You book an appointment with a financial advisor – questions in hand, goals in mind, maybe even a spreadsheet or two.

Then comes the dreaded f-word: fees.

And just like that, your enthusiasm gets replaced with uncertainty.

What exactly am I paying for? Is this just a sales pitch in disguise? Will this actually help me get ahead?

If that sounds familiar, you’re not alone. Financial planner fees – particularly different structures, splits, and how they are paid – can be confusing.

In this article, we’ll unpack:

  • What financial advice fees actually cover
  • How different fee structures work
  • What value looks like and how to judge it
  • How to tell whether the cost of advice is worth it

Who financial advice is (and isn’t) for

We’re talking about tailored advice, often ongoing, that involves a financial adviser working with you to set up systems and processes. This is often best for those who have more complex financial situations, goals, or big decisions that could impact you long-term.

Most people find value in financial advice, but you have to strike a positive balance between how your finances are improving, and how much you’re paying for advice. Financial advice can be expensive – mostly because of the high regulatory costs – and therefore traditional ongoing advice isn’t that affordable for many people who need it. 

Advice typically adds the most value when you:

  • Have multiple goals competing for cash flow
  • Have a complex tax situation
  • Are making large decisions or facing major changes that have long-term consequences
  • Have significant cashflow and need guidance on building something that lasts
  • Are time-poor or prone to poor decisions, and require assistance managing assets or income
  • Planning retirement and needing a strategy

While we at My Wealth Solutions try to keep our advice as affordable as possible, there are still many situations where it isn’t in your best interest for us to provide advice, for example, because the cost to you may take too long to recoup. For those with very simple finances, or needing advice with short-term or single-issue decisions, full advice is often not needed at that time. Sometimes one-off, or general advice, is more appropriate in these circumstances. 

The best way to know? Give our team a call. We are committed to always being honest with you about if we can help and what kind of advice would be best for you.

Why financial advice fees feel confusing

There’s a long history of people feeling unsure – even suspicious – about financial advice fees. For years, advice was often bundled with financial products, and many advisors were connected with banks or institutions and gave biased advice. Commissions, incentives and vague pricing weren’t unusual, and many providers gave advice that wasn’t independent or based on best interest – but was linked with those incentives.

There were many advisers still working with integrity for their clients, with our firm being started because our founders wanted a better way to serve clients. 

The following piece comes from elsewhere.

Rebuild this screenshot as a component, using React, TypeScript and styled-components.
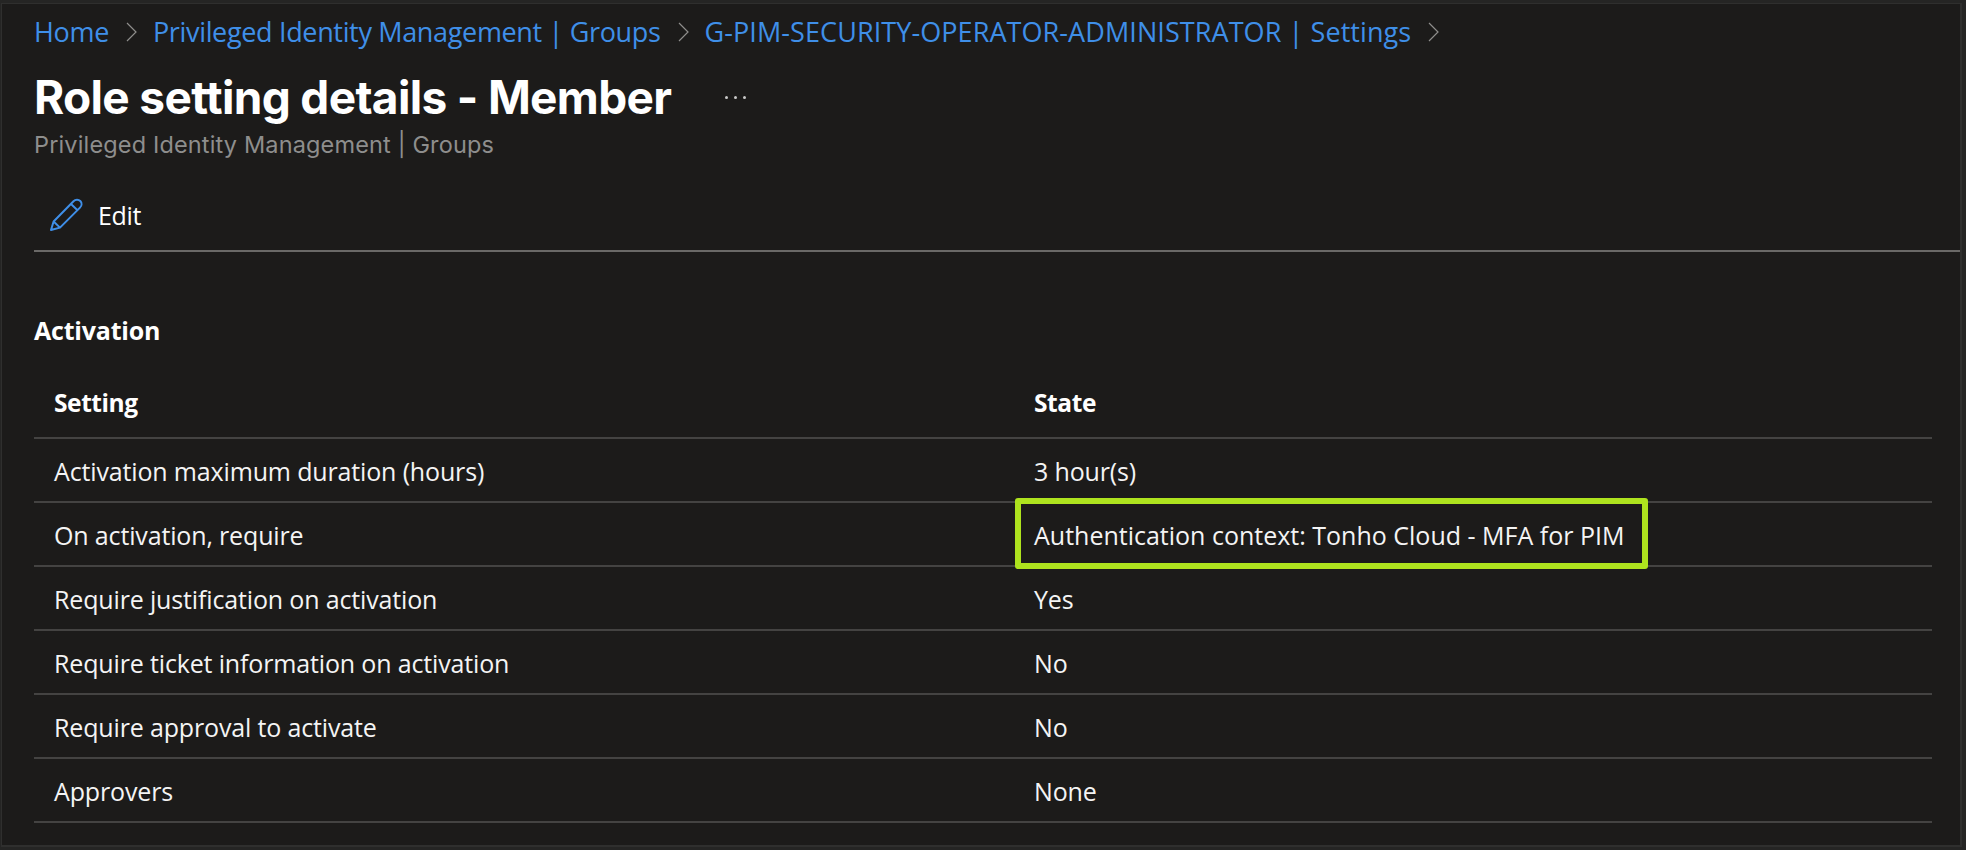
import React from "react";
import styled, { createGlobalStyle } from "styled-components";

const Global = createGlobalStyle`
  html, body { margin: 0; padding: 0; background: #2a2a29; }
  #root { width: 1966px; height: 850px; overflow: hidden; }
`;

const Frame = styled.div`
  box-sizing: border-box;
  width: 1966px;
  height: 850px;
  padding: 3px 4px 3px 0;
  background: #252524;
  font-family: "Open Sans", "Noto Sans", sans-serif;
`;

const Panel = styled.main`
  box-sizing: border-box;
  height: 100%;
  margin-left: 1px;
  background: #1c1b1a;
  border-top: 1px solid #2f2f2e;
  border-left: 1px solid #2f2f2e;
  border-right: 2px solid #2f2f2e;
  border-bottom: 2px solid #2f2f2e;
  padding: 12px 0 0 32px;
  color: #fff;
  display: flex;
  flex-direction: column;
`;

const Breadcrumb = styled.nav`
  display: flex;
  align-items: center;
  height: 32px;
`;

const Crumb = styled.a<{ $spacing: number }>`
  color: #3f8fe8;
  font-size: 27px;
  letter-spacing: ${(p) => p.$spacing}px;
  line-height: 32px;
  white-space: nowrap;
`;

const ChevronWrap = styled.svg`
  width: 13px;
  height: 20px;
  margin: 0 15px 0 16px;
  flex: none;
`;

const Chevron = () => (
  <ChevronWrap viewBox="0 0 13 20">
    <path d="M2 1 L11 10 L2 19" fill="none" stroke="#8f8e8c" strokeWidth="1.2" />
  </ChevronWrap>
);

const TitleRow = styled.div`
  display: flex;
  align-items: center;
  height: 58px;
  margin-top: 20px;
`;

const Title = styled.h1`
  margin: 0;
  font-family: Inter, "Liberation Sans", sans-serif;
  font-size: 46px;
  font-weight: 700;
  letter-spacing: -0.66px;
  line-height: 58px;
  white-space: nowrap;
`;

const More = styled.span`
  display: flex;
  gap: 6px;
  margin-left: 54px;
  & > i {
    width: 3px;
    height: 3px;
    background: #c9c9c9;
    border-radius: 50%;
  }
`;

const Subtitle = styled.div`
  font-family: Inter, "Liberation Sans", sans-serif;
  font-size: 23.5px;
  line-height: 28px;
  color: #8e8e8d;
  letter-spacing: 0.15px;
  margin-top: 5px;
`;

const Toolbar = styled.div`
  display: flex;
  align-items: center;
  height: 70px;
  margin-top: 21px;
  padding-left: 15px;
  border-bottom: 2px solid #6a6967;
`;

const EditLabel = styled.span`
  font-size: 25px;
  margin-left: 15px;
  color: #fff;
  letter-spacing: -0.3px;
`;

const PencilIcon = () => (
  <svg width="34" height="34" viewBox="0 0 34 34">
    <path
      d="M2 32 L4.6 23.5 L24.5 3.2 C26.5 1.2 29.5 1.2 31.3 3 C33 4.8 33 7.6 31 9.6 L11 29.6 Z M4.6 23.5 L11 29.6 M22 6 L28.5 12.2"
      fill="none"
      stroke="#3f8fe8"
      strokeWidth="2"
      strokeLinejoin="round"
    />
  </svg>
);

const SectionTitle = styled.h2`
  margin: 63px 0 0;
  font-size: 25px;
  font-weight: 700;
  line-height: 30px;
  letter-spacing: -0.2px;
`;

const Table = styled.div`
  margin-top: 22px;
  margin-right: 28px;
  display: flex;
  flex-direction: column;
`;

const Row = styled.div`
  display: grid;
  grid-template-columns: 980px 1fr;
  align-items: center;
  height: 60px;
  padding: 2px 0 0 20px;
  border-bottom: 2px solid #444342;
  font-size: 25px;
  letter-spacing: -0.15px;
  color: #f4f4f4;
`;

const HeadRow = styled(Row)`
  height: 70px;
  padding-top: 0;
  font-weight: 700;
  color: #fff;
  font-size: 24.5px;
  letter-spacing: -0.42px;
`;

const Cell = styled.div<{ $marked?: boolean }>`
  position: relative;
  white-space: nowrap;
  letter-spacing: ${(p) => (p.$marked ? "0" : "inherit")};
`;

const Highlight = styled.div`
  position: absolute;
  left: -19px;
  top: -20px;
  width: 633px;
  height: 71px;
  box-sizing: border-box;
  border: 6px solid #aee31e;
  border-radius: 3px;
`;

const rows: { setting: string; state: string; mark?: boolean }[] = [
  { setting: "Activation maximum duration (hours)", state: "3 hour(s)" },
  { setting: "On activation, require", state: "Authentication context: Tonho Cloud - MFA for PIM", mark: true },
  { setting: "Require justification on activation", state: "Yes" },
  { setting: "Require ticket information on activation", state: "No" },
  { setting: "Require approval to activate", state: "No" },
  { setting: "Approvers", state: "None" },
];

export default function App() {
  return (
    <>
      <Global />
      <Frame>
        <Panel>
          <Breadcrumb>
            <Crumb $spacing={-0.34}>Home</Crumb>
            <Chevron />
            <Crumb $spacing={-0.34}>Privileged Identity Management | Groups</Crumb>
            <Chevron />
            <Crumb $spacing={0.08}>G-PIM-SECURITY-OPERATOR-ADMINISTRATOR | Settings</Crumb>
            <Chevron />
          </Breadcrumb>
          <TitleRow>
            <Title>Role setting details - Member</Title>
            <More>
              <i />
              <i />
              <i />
            </More>
          </TitleRow>
          <Subtitle>Privileged Identity Management | Groups</Subtitle>
          <Toolbar>
            <PencilIcon />
            <EditLabel>Edit</EditLabel>
          </Toolbar>
          <SectionTitle>Activation</SectionTitle>
          <Table>
            <HeadRow>
              <Cell>Setting</Cell>
              <Cell>State</Cell>
            </HeadRow>
            {rows.map((r) => (
              <Row key={r.setting}>
                <Cell>{r.setting}</Cell>
                <Cell $marked={r.mark}>
                  {r.state}
                  {r.mark && <Highlight />}
                </Cell>
              </Row>
            ))}
          </Table>
        </Panel>
      </Frame>
    </>
  );
}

Following the Financial Services Royal Commission, which ended in 2019, financial advisers in Australia are now held to higher standards. However, the legacy of biased advice and product-pushing has stuck around in public perception, even as the industry has gone through some big changes. 

Financial advisers are now required by law to:

  • Act in their clients’ best interests under law
  • Disclose all fees clearly and upfront
  • Avoid conflicts of interest related to product commissions
  • Provide ongoing advice agreements with documented services.

With clearer expectations and a behavioural standard to hold advisers to, you can expect a good adviser to be able to:

  • Explain fees transparently and make it very clear what you’re paying for
  • Not push products on you, but provide recommendations based on research and clearly explain why these recommendations were made
  • Take their time to ensure you understand the plan 
  • Have a system for reviewing the plan on a regular basis, taking your changing circumstances into account
  • Be able to speak to results and deliverables beyond investment earnings
  • Be able to answer questions or make adjustments to the plan based on your feedback 

The focus has shifted from product sales to client strategy. But that doesn’t mean everyone feels comfortable with the idea of paying for financial advice – especially if it’s not clear what you’re actually getting for the money.

The different types of financial advice fees

So, how much does financial advice cost in Australia – and how does it all work?

Here’s a breakdown of the most common types of fees and what they usually include.

Initial financial planner advice fee

This one-off fee, also known as a Statement of Advice (SOA) fee, covers the development of a personalised financial plan. This is usually the first cost to you, if you visited an adviser who provides a free initial consultation. This includes:

  • A comprehensive fact-finding session
  • Review of your current financial position
  • Strategy development and scenario modelling
  • Quoting, comparison, and recommendations of risk and product options
  • Preparation and delivery of a comprehensive Statement of Advice (SOA) with tailored recommendations

This fee typically ranges from $1,000 to $5,000 or more depending on the complexity of your situation.

Implementation fee

The implementation fee follows your approval and agreement to the Statement of Advice, and this one-time fee covers initial setup of bank accounts, investment strategies, insurance implementation and more. 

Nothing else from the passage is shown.